Spiegel at work in the era of mainframe synthesizers. Photo by Emmanuel Ghent, courtesy Laurie Spiegel.

Spiegel at work in the era of mainframe synthesizers. Photo by Emmanuel Ghent, courtesy Laurie Spiegel.

FJO: Even some companies, like Bell Labs, became hotbeds of activity for composers at that time.
LS: Well, there was no place like Bell Labs. You can’t really even consider it a company. Bell Labs was pure research with a level of autonomy given to each person working there that probably no longer exists anywhere. There was no need to do anything with any commercial buy in. You could do whatever you were interested in, everyone was brilliant, and everyone was interested in stuff. You didn’t last that long or do that well at Bell Labs if you weren’t self-motivated and a self-starter. You were expected to have your own ideas and be able to realize them. I’m still in very close touch with my friends from that lab. We email all the time and toss ideas around. I just don’t know if there is any other place quite like that, although I think places like Apple and Google like to think they have the level of freedom that they had at the lab. I’ve never really been around them on a work-a-day basis to find out.
FJO: I love that they would just let artists come and do their thing.

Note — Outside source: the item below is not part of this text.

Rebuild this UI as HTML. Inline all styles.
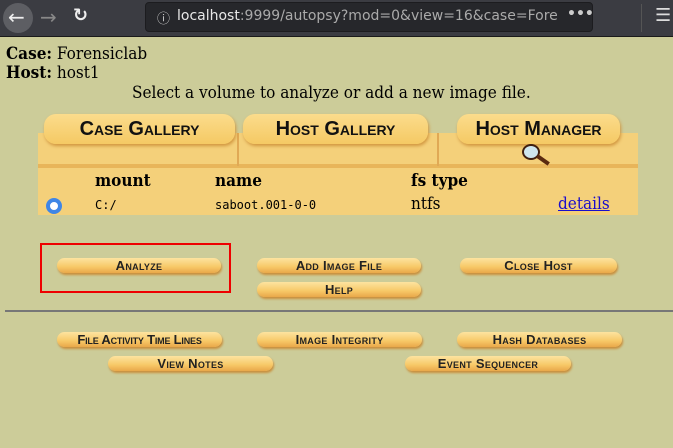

Robert Moog, Laurie Spiegel, and Max Matthews seated together at a table.

Robert Moog, Laurie Spiegel and Max Matthews. Photo courtesy Laurie Spiegel.

LS: Well, they did and they didn’t. The arts were a little on the hushed side because of their regulated monopoly status, and moving into the ‘70s, they began to be under attack by the various powers that wanted to divide “Ma Bell” into a number of small, separate, competing companies, which ultimately did happen and was a great loss in my opinion. They were under a certain mandate; there were a number of considerations. One was that everything they did should be oriented to communications research. So when they came up with Unix and the C language, they just gave them away for free. Another was that they were not really supposed to be doing digital communications so much, I think, as improving existing analog telephone service. I’m not really that sure. I wasn’t in the managerial level of the lab. Max Matthews was, though; he was a fairly high-up person. He ran twelve sub-departments that did all kinds of amazing stuff: acoustic research, speech synthesis and analysis, non-verbal communications, various cognitive studies like studies of the characteristics of long-term versus short-term human memory and stereopsis, and in vision the study of eiditic memory. You would just walk around or ask whoever happened to be at the coffee machine when you were getting a cup of coffee: “What do you do?” and they would tell you something absolutely fantastically fascinating that they were very much into. It was an amazing place.
FJO: In addition to music, you were also doing video work at Bell Labs. I love the name of the program you worked on there.
LS: VAMPIRE! (Video And Music Program for Interactive Realtime Exploration.) It was a system that could only be used at night. That was the mandate. We artist types could use the computers during the hours during which they were not in use for legitimate Bell Telephone research.
FJO: I think my favorite work of yours from that period though is that gorgeous Appalachian Grove.
LS: Yeah? At that point I had a graduate research fellowship starting in I think ’73 at the Institute for Studies in American Music with Wiley Hitchcock, whom I greatly admired. Anybody who hasn’t read his book, Music in the United States: An Historical Introduction, should read it. He put me back in touch with and made me feel better about my banjo playing and the folk level, which had been basically kind of ridiculed in some of the other circles I’d been in during that era.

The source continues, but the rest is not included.